By The Star Staff
Puerto Rico Electric Power Authority (PREPA) bankruptcy Judge Laura Taylor Swain has postponed a hearing on a petition to reject PREPA’s collective bargaining agreements (CBAs) with its unions indefinitely.
While a hearing was slated for Jan. 24, Swain said in her recent order that she would consider “the appropriate standards of scrutiny” required to determine whether to reject the contract and the need for a hearing.
“In the interim, the parties are advised to do their utmost to negotiate a consensual resolution to their disputes in conjunction with the mediation team,” Swain ordered.
The Financial Oversight and Management Board, which represents PREPA in its bankruptcy, on January 2 asked Swain to allow it to end the CBAs with PREPA’ unions, arguing the utility could not pay the unaffordable pension and grievance claims.
The FOMB said PREPA has two remaining CBAs – one with UTIER, the Electric Industry and Irrigation Workers Union, with approximately 139 active members staying, and one with the Union de Empleados Profesionales Independientes, with about three active members remaining.
Each of these CBAs requires, among other things, that PREPA’s current pension system continue to operate and be maintained as a fully funded trust.
“PREPA cannot assume its CBAs because it is unable to cure the significant multibillion dollar underfunding of its defined benefit plan, meet future funding obligations to maintain the system as it currently exists and as required by the CBAs, or pay the unions’ grievance claims asserted in excess of $1 billion.
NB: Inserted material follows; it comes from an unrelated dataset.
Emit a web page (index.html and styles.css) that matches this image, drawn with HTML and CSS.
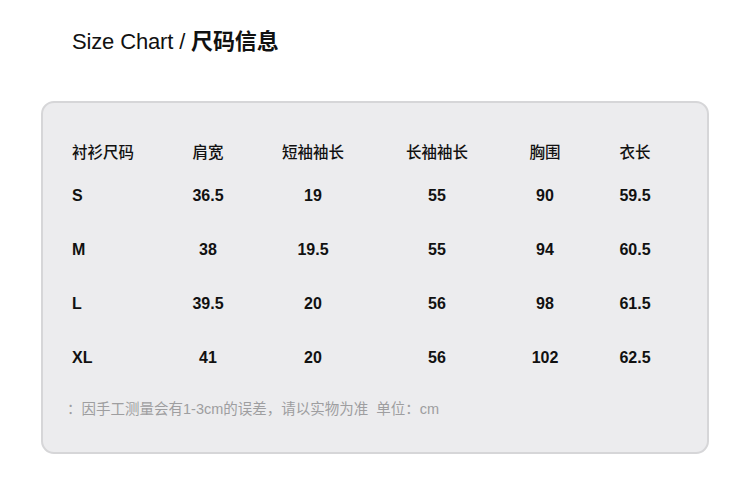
FILE: index.html
```html
<!DOCTYPE html>
<html lang="zh">
<head>
<meta charset="utf-8">
<link rel="stylesheet" href="styles.css">
</head>
<body>
<div class="page">
  <h1 class="title">Size Chart / <b>尺码信息</b></h1>
  <div class="card">
    <div class="row head">
      <div class="cell">衬衫尺码</div><div class="cell">肩宽</div><div class="cell">短袖袖长</div><div class="cell">长袖袖长</div><div class="cell">胸围</div><div class="cell">衣长</div>
    </div>
    <div class="row">
      <div class="cell">S</div><div class="cell">36.5</div><div class="cell">19</div><div class="cell">55</div><div class="cell">90</div><div class="cell">59.5</div>
    </div>
    <div class="row">
      <div class="cell">M</div><div class="cell">38</div><div class="cell">19.5</div><div class="cell">55</div><div class="cell">94</div><div class="cell">60.5</div>
    </div>
    <div class="row">
      <div class="cell">L</div><div class="cell">39.5</div><div class="cell">20</div><div class="cell">56</div><div class="cell">98</div><div class="cell">61.5</div>
    </div>
    <div class="row">
      <div class="cell">XL</div><div class="cell">41</div><div class="cell">20</div><div class="cell">56</div><div class="cell">102</div><div class="cell">62.5</div>
    </div>
    <p class="note">：因手工测量会有1-3cm的误差，请以实物为准&nbsp;&nbsp;单位：cm</p>
  </div>
</div>
</body>
</html>
```
FILE: styles.css
```css
html, body {
  margin: 0;
  padding: 0;
  background: #ffffff;
}
.page {
  width: 750px;
  height: 485px;
  padding: 29px 0 0 41px;
  box-sizing: border-box;
  font-family: "Liberation Sans", Arial, "Noto Sans CJK SC", sans-serif;
  color: #111;
}
.title {
  margin: 0 0 0 31px;
  font-size: 22px;
  font-weight: normal;
  line-height: 26px;
  letter-spacing: -0.15px;
  color: #111;
}
.title b {
  font-weight: bold;
}
.card {
  margin-top: 46px;
  width: 668px;
  height: 353px;
  box-sizing: border-box;
  border: 2px solid #d6d6d8;
  border-radius: 13px;
  background: #ececee;
  padding: 30px 0 0 29px;
}
.row {
  display: grid;
  grid-template-columns: 84px 104px 106px 142px 74px 106px;
  height: 54px;
  align-items: center;
}
.row.head {
  height: 36px;
}
.cell {
  text-align: center;
  font-size: 16px;
  font-weight: bold;
  line-height: 20px;
  color: #111;
}
.cell:first-child {
  text-align: left;
}
.head .cell {
  font-family: "Noto Sans CJK SC", sans-serif;
  font-weight: 500;
  font-size: 15.5px;
}
.note {
  margin: 14px 0 0 -5px;
  font-size: 14.5px;
  line-height: 20px;
  color: #9e9ea0;
  font-family: "Liberation Sans", Arial, "Noto Sans CJK SC", sans-serif;
}
```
Assumption of the CBAs would also be inconsistent with the pension reform measures the Oversight Board has determined are essential to ensure adequate funding for accrued pension benefits. The pension reform measures are the same as those implemented for governmental employees of the Commonwealth and other Title III debtors,” the FOMB said in its petition.
The unions have asked the court to reject the FOMB’s petition.
UTIER said the FOMB had not demonstrated the quantum of proof necessary to justify the rejection of the CBA and has not engaged in good-faith negotiations.
Under the Bankruptcy Code, the assumption or rejection of contracts is based on business judgment. The debtor must show that the proposed action will benefit the estate.
In a separate motion earlier this month, the Puerto Rico Electric Power Authority (PREPA) Retirement System said PREPA couldn’t modify its pension obligations by rejecting its contract with its union.